It won’t surprise PopMatters readers that many of our best books of 2023 are excavations of our increasingly clamorous culture. It wasn’t a year for escapism.

Gone to the Wolves by John Wray
(Farrar, Straus and Giroux)

Like the death and black metal bands it includes, John Wray’s novel Gone to the Wolves is a full-on assault on the senses that doesn’t hold back. His work ranges from a novel about a teenage schizophrenic roaming the streets of New York City (2009’s Lowboy) to a story about a man who has become separated from the flow of time (2016’s The Lost Time Accidents). But he said he’s never had more fun writing a book than he did with this one, and it shows. The exacting details of Gone to the Wolves reflect metal culture’s febrile, heady milieu.

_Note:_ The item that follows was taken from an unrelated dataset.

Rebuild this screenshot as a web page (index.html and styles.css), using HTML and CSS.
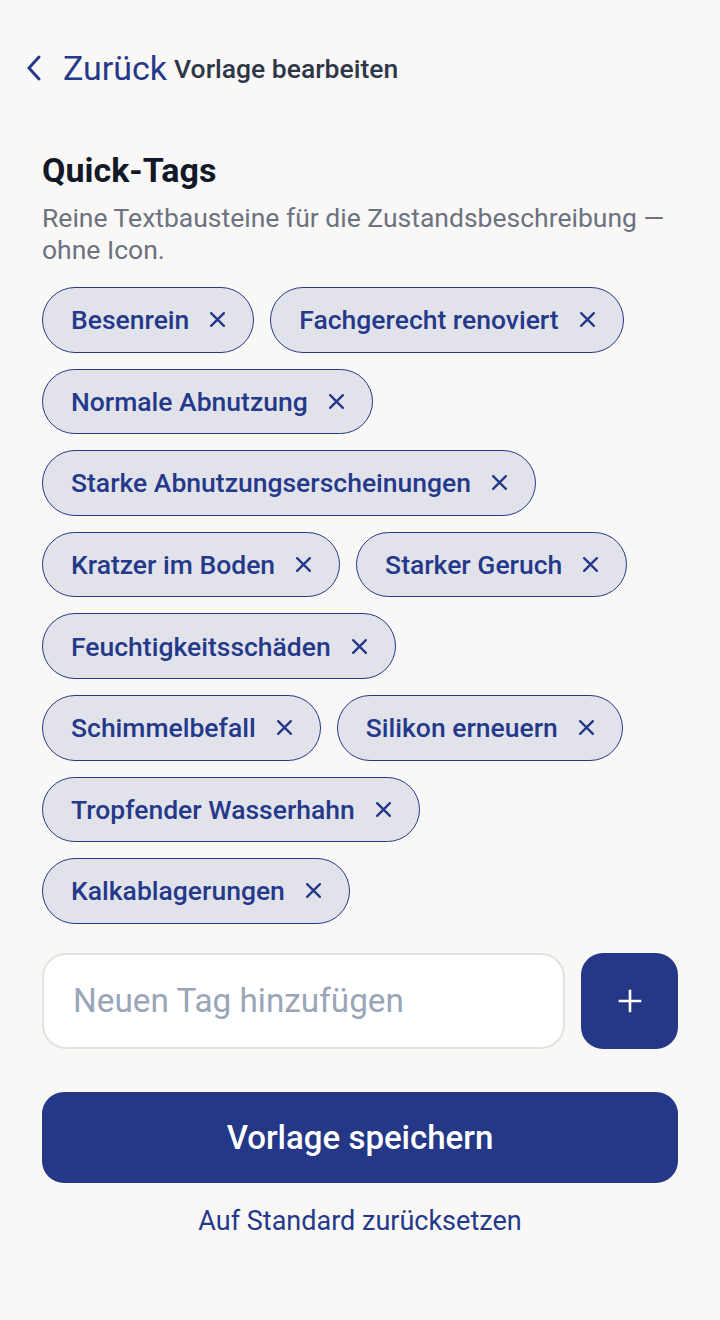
FILE: index.html
```html
<!DOCTYPE html>
<html lang="de">
<head>
<meta charset="utf-8">
<link rel="stylesheet" href="styles.css">
</head>
<body>
<div class="page">
  <header class="topbar">
    <a class="back">
      <svg class="chev" width="16" height="26" viewBox="0 0 16 26"><path d="M13 2 L3 13 L13 24" fill="none" stroke="#25398a" stroke-width="3" stroke-linecap="round" stroke-linejoin="round"/></svg>
      <span class="back-label">Zurück</span>
    </a>
    <span class="title">Vorlage bearbeiten</span>
  </header>

  <h1 class="section-title">Quick-Tags</h1>
  <p class="section-sub">Reine Textbausteine für die Zustandsbeschreibung — ohne Icon.</p>

  <div class="tags">
    <span class="tag">Besenrein<svg class="x" viewBox="0 0 16 16"><path d="M2 2 L14 14 M14 2 L2 14"/></svg></span>
    <span class="tag">Fachgerecht renoviert<svg class="x" viewBox="0 0 16 16"><path d="M2 2 L14 14 M14 2 L2 14"/></svg></span>
    <span class="tag">Normale Abnutzung<svg class="x" viewBox="0 0 16 16"><path d="M2 2 L14 14 M14 2 L2 14"/></svg></span>
    <span class="tag">Starke Abnutzungserscheinungen<svg class="x" viewBox="0 0 16 16"><path d="M2 2 L14 14 M14 2 L2 14"/></svg></span>
    <span class="tag">Kratzer im Boden<svg class="x" viewBox="0 0 16 16"><path d="M2 2 L14 14 M14 2 L2 14"/></svg></span>
    <span class="tag">Starker Geruch<svg class="x" viewBox="0 0 16 16"><path d="M2 2 L14 14 M14 2 L2 14"/></svg></span>
    <span class="tag">Feuchtigkeitsschäden<svg class="x" viewBox="0 0 16 16"><path d="M2 2 L14 14 M14 2 L2 14"/></svg></span>
    <span class="tag">Schimmelbefall<svg class="x" viewBox="0 0 16 16"><path d="M2 2 L14 14 M14 2 L2 14"/></svg></span>
    <span class="tag">Silikon erneuern<svg class="x" viewBox="0 0 16 16"><path d="M2 2 L14 14 M14 2 L2 14"/></svg></span>
    <span class="tag">Tropfender Wasserhahn<svg class="x" viewBox="0 0 16 16"><path d="M2 2 L14 14 M14 2 L2 14"/></svg></span>
    <span class="tag">Kalkablagerungen<svg class="x" viewBox="0 0 16 16"><path d="M2 2 L14 14 M14 2 L2 14"/></svg></span>
  </div>

  <div class="add-row">
    <div class="input">Neuen Tag hinzufügen</div>
    <div class="add-btn">
      <svg width="24" height="24" viewBox="0 0 24 24"><path d="M12 2 V22 M2 12 H22" stroke="#fff" stroke-width="2.6" stroke-linecap="square"/></svg>
    </div>
  </div>

  <div class="save">Vorlage speichern</div>
  <div class="reset">Auf Standard zurücksetzen</div>
</div>
</body>
</html>
```
FILE: styles.css
```css
html, body {
  margin: 0;
  padding: 0;
  background: #f9f8f6;
}
body {
  font-family: Roboto, "Liberation Sans", sans-serif;
  color: #111827;
}
.page {
  padding: 44px 42px 0 42px;
}
.topbar {
  display: flex;
  align-items: center;
  height: 48px;
  margin-left: -16px;
}
.back {
  display: flex;
  align-items: center;
  color: #25398a;
}
.chev {
  display: block;
  margin-right: 21px;
}
.back-label {
  font-size: 34px;
  font-weight: 400;
  line-height: 48px;
}
.title {
  font-size: 26.5px;
  font-weight: 500;
  color: #2d3748;
  margin-left: 7px;
  line-height: 48px;
  padding-top: 2px;
}
.section-title {
  margin: 57px 0 0 0;
  font-size: 34px;
  font-weight: 700;
  line-height: 42px;
  color: #111827;
}
.section-sub {
  margin: 11px 0 0 0;
  font-size: 26.5px;
  line-height: 32px;
  color: #6b7280;
}
.tags {
  display: flex;
  flex-wrap: wrap;
  gap: 16px;
  margin-top: 21px;
}
.tag {
  box-sizing: border-box;
  height: 65.6px;
  display: inline-flex;
  align-items: center;
  padding: 0 27px 0 28px;
  border: 1.5px solid #25398a;
  border-radius: 33px;
  background: #e2e3ea;
  color: #25398a;
  font-size: 26.5px;
  font-weight: 500;
}
.x {
  width: 17px;
  height: 17px;
  margin-left: 20px;
  fill: none;
  stroke: #25398a;
  stroke-width: 2.2;
  stroke-linecap: round;
}
.add-row {
  display: flex;
  gap: 16px;
  margin-top: 29px;
}
.input {
  flex: 1;
  box-sizing: border-box;
  height: 96px;
  border: 2px solid #e4e2de;
  border-radius: 24px;
  background: #fff;
  display: flex;
  align-items: center;
  padding-left: 29px;
  font-size: 33.3px;
  color: #9aa5b8;
}
.add-btn {
  width: 97px;
  height: 96px;
  border-radius: 22px;
  background: #253887;
  display: flex;
  align-items: center;
  justify-content: center;
}
.save {
  margin-top: 43px;
  height: 91px;
  border-radius: 22px;
  background: #253887;
  color: #fff;
  font-size: 33px;
  font-weight: 500;
  display: flex;
  align-items: center;
  justify-content: center;
}
.reset {
  margin-top: 22px;
  text-align: center;
  font-size: 27px;
  line-height: 32px;
  color: #25398a;
}
```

Music is a flamethrower that burns away lies to reveal the truth. Because of that, Gone to the Wolves is the most authentic and exhilarating novel about music I’ve read. Any music head—even those who aren’t fans of the genre—will find plenty to enjoy here. – Steve Woodward

See also “Author John Wary on the Death Metal Novel As Flamethrower“.


The Gospel of the Hold Steady: How a Resurrection Really Feels by Michael Hann
(Akashic)

A good rock book can show you how wrong you are about your favorite acts in ways that deepen your appreciation for their craft. Despite the name and their incredible tightness, the Hold Steady is not the singular vision it seems to be. The oral history contained within music writer Michael Hann’s The Gospel of The Hold Steady reveals the band as always in flux, either scraping together songs, finances, or band members into a fragile unity. It turns out that the outfit’s shoestring, haphazard nature means that the band knows the themes of community, endurance, and redemption as profoundly as their songs suggest.

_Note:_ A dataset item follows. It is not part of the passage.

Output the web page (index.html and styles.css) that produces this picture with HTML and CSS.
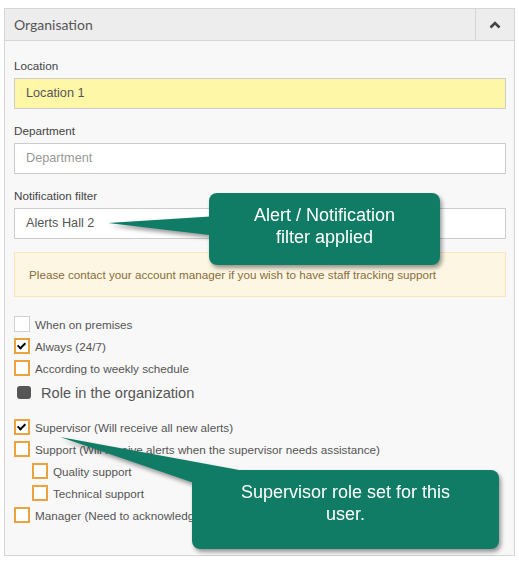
FILE: index.html
```html
<!DOCTYPE html>
<html lang="en">
<head>
    <meta charset="UTF-8">
    <meta name="viewport" content="width=device-width, initial-scale=1.0">
    <title>Organisation</title>
    <link rel="stylesheet" href="styles.css">
</head>
<body>
    <div class="page">
        <div class="panel">
            <!-- Panel header -->
            <div class="panel-header">
                <div class="panel-title">Organisation</div>
                <button class="collapse-btn" type="button">
                    <svg width="12" height="8" viewBox="0 0 12 8"><polyline points="1.5,6.5 6,2 10.5,6.5" fill="none" stroke="#444" stroke-width="2.6"/></svg>
                </button>
            </div>

            <div class="panel-body">
                <div class="field">
                    <label class="field-label">Location</label>
                    <div class="input input-highlight">Location 1</div>
                </div>
                <div class="field">
                    <label class="field-label">Department</label>
                    <div class="input input-placeholder">Department</div>
                </div>
                <div class="field">
                    <label class="field-label">Notification filter</label>
                    <div class="input">Alerts Hall 2</div>
                </div>

                <div class="alert">Please contact your account manager if you wish to have staff tracking support</div>

                <!-- Tracking options -->
                <div class="check-list">
                    <div class="check-row"><span class="box box-disabled"></span>When on premises</div>
                    <div class="check-row"><span class="box checked"></span>Always (24/7)</div>
                    <div class="check-row"><span class="box"></span>According to weekly schedule</div>
                </div>

                <div class="section-title"><span class="section-icon"></span>Role in the organization</div>

                <!-- Roles -->
                <div class="check-list">
                    <div class="check-row"><span class="box checked"></span>Supervisor (Will receive all new alerts)</div>
                    <div class="check-row"><span class="box"></span>Support (Will receive alerts when the supervisor needs assistance)</div>
                    <div class="check-row sub"><span class="box"></span>Quality support</div>
                    <div class="check-row sub"><span class="box"></span>Technical support</div>
                    <div class="check-row"><span class="box"></span>Manager (Need to acknowledge alerts)</div>
                </div>
            </div>
        </div>

        <!-- Callouts -->
        <div class="callout callout-filter">
            <svg class="callout-tail" width="110" height="20" viewBox="0 0 110 20"><polygon points="0,7 110,0 110,20"/></svg>
            <div class="callout-text">Alert / Notification filter applied</div>
        </div>
        <div class="callout callout-role">
            <svg class="callout-tail" width="192" height="48" viewBox="0 0 192 48"><polygon points="0,0 190,35 140,48"/></svg>
            <div class="callout-text">Supervisor role set for this user.</div>
        </div>
    </div>
</body>
</html>
```

FILE: styles.css
```css
body {
    margin: 0;
    padding: 0;
    background: #fff;
    font-family: "Liberation Sans", Arial, sans-serif;
    color: #444;
}

.page {
    position: relative;
    padding: 8px 4px 7px 4px;
}

.panel {
    border: 1px solid #d6d6d6;
    background: #f8f8f8;
    height: 546px;
}

.panel-header {
    display: flex;
    height: 31px;
    background: #ededed;
    border-bottom: 1px solid #d6d6d6;
}

.panel-title {
    flex: 1;
    padding-left: 9px;
    font-family: Lato, sans-serif;
    font-size: 14px;
    line-height: 31px;
    color: #555;
}

.collapse-btn {
    width: 39px;
    border: none;
    border-left: 1px solid #d6d6d6;
    background: transparent;
    display: flex;
    align-items: center;
    justify-content: center;
    padding: 0;
    cursor: pointer;
}

.panel-body {
    padding: 16px 8px 0 9px;
}

.field {
    margin-bottom: 13px;
}

.field-label {
    display: block;
    font-size: 11.7px;
    line-height: 17px;
    margin-bottom: 4px;
    color: #444;
}

.input {
    height: 29px;
    line-height: 29px;
    border: 1px solid #ccc;
    background: #fff;
    padding-left: 11px;
    font-size: 12.7px;
    color: #555;
}

.input-highlight {
    background: #fff7a8;
}

.input-placeholder {
    color: #999;
}

.alert {
    height: 43px;
    line-height: 43px;
    padding-left: 14px;
    background: #fcf6e2;
    border: 1px solid #f9e5b9;
    font-size: 11.7px;
    color: #8a6d3b;
    margin-bottom: 19px;
}

.check-list {
    display: flex;
    flex-direction: column;
    gap: 6px;
}

.check-row {
    display: flex;
    align-items: center;
    height: 16px;
    font-size: 11.7px;
    color: #555;
}

.check-row.sub {
    padding-left: 18px;
}

.box {
    box-sizing: border-box;
    width: 16px;
    height: 16px;
    border: 2px solid #eaa33e;
    background: #fff;
    margin-right: 5px;
    position: relative;
}

.box-disabled {
    border: 1px solid #d0d0d0;
}

.box.checked::after {
    content: "";
    position: absolute;
    left: 3px;
    top: 1px;
    width: 3px;
    height: 6px;
    border: solid #000;
    border-width: 0 2.5px 2.5px 0;
    transform: rotate(45deg);
}

.section-title {
    display: flex;
    align-items: center;
    height: 21px;
    margin: 6px 0 16px 3px;
    font-size: 14.6px;
    color: #555;
}

.section-icon {
    width: 14px;
    height: 13px;
    border-radius: 3px;
    background: #555;
    margin-right: 10px;
}

/* Green annotation bubbles */
.callout {
    position: absolute;
    box-sizing: border-box;
    background: #107c66;
    border-radius: 8px;
    color: #fff;
    font-size: 18px;
    line-height: 22px;
    text-align: center;
    padding: 11px 32px 0 32px;
    filter: drop-shadow(2px 3px 2px rgba(0, 0, 0, 0.4));
}

.callout-tail {
    position: absolute;
    fill: #107c66;
    overflow: visible;
}

.callout-text {
    position: relative;
}

.callout-filter {
    left: 209px;
    top: 193px;
    width: 231px;
    height: 72px;
}

.callout-filter .callout-tail {
    left: -101px;
    top: 23px;
}

.callout-role {
    left: 192px;
    top: 470px;
    width: 307px;
    height: 79px;
}

.callout-role .callout-tail {
    left: -132px;
    top: -33px;
}
```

The Gospel of The Hold Steady shows the fragility at the center of the band is something fans feel in their own lives. They use the concept of the Hold Steady to find a sense of stability within that chaos.  – Jeremy Levine

See also” The Gospel of the Hold Steady Captures Their Unhinged Magic“.


Goth: A History by Lol Tolhurst
(Hachette)

The Cure co-founder, drummer, and keyboardist Lol Tolhurst has been steadily “reclaiming” and “repossessing” his art, as he puts it in his latest tome, Goth: A History. With the release of Cured in 2016, he details his beatific highs and bottomless lows with The Cure and his attendant struggles with alcoholism. Goth could be considered a sequel to Cured, as his tales involving the making of the storied proto-gothic trilogy Seventeen Seconds, Faith, and Pornography are like comfort food for the ravenous Cure fan. Goth details in intimate fashion an encapsulation of the mercurial music movement, interweaving anecdotes and personal memories with descriptions of how the “architects of darkness” such as the Banshees, Joy Division, Sisters of Mercy, Bauhaus, and, yes, the Cure, helped generate a style that is more pervasive today than ever, with sartorial nods on display in malls across the world, movies, and TV shows implicitly or explicitly infusing gothic themes, and endless streams of post-punk and goth revival bands.

The Cure may not be a true goth band, given their later forays into sundry sonic territories, but Tolhurst makes a strong case that the Cure (obliviously) played a formative part in the original movement. He makes an equally strong case that, contrary to popular perception, goth music doesn’t exacerbate melancholy but rather relieves sadness through validating its listeners’ emotions, making tangible their anguished yearnings, and enabling a sublimation of such longings into something more bearable and, dare we say, beautiful. In other words, goth might be our salvation. – Alison Ross

See also: “Gothic Tribes: The Cure’s Lol Tolhurst Explores Pop Music’s Dark Artists”.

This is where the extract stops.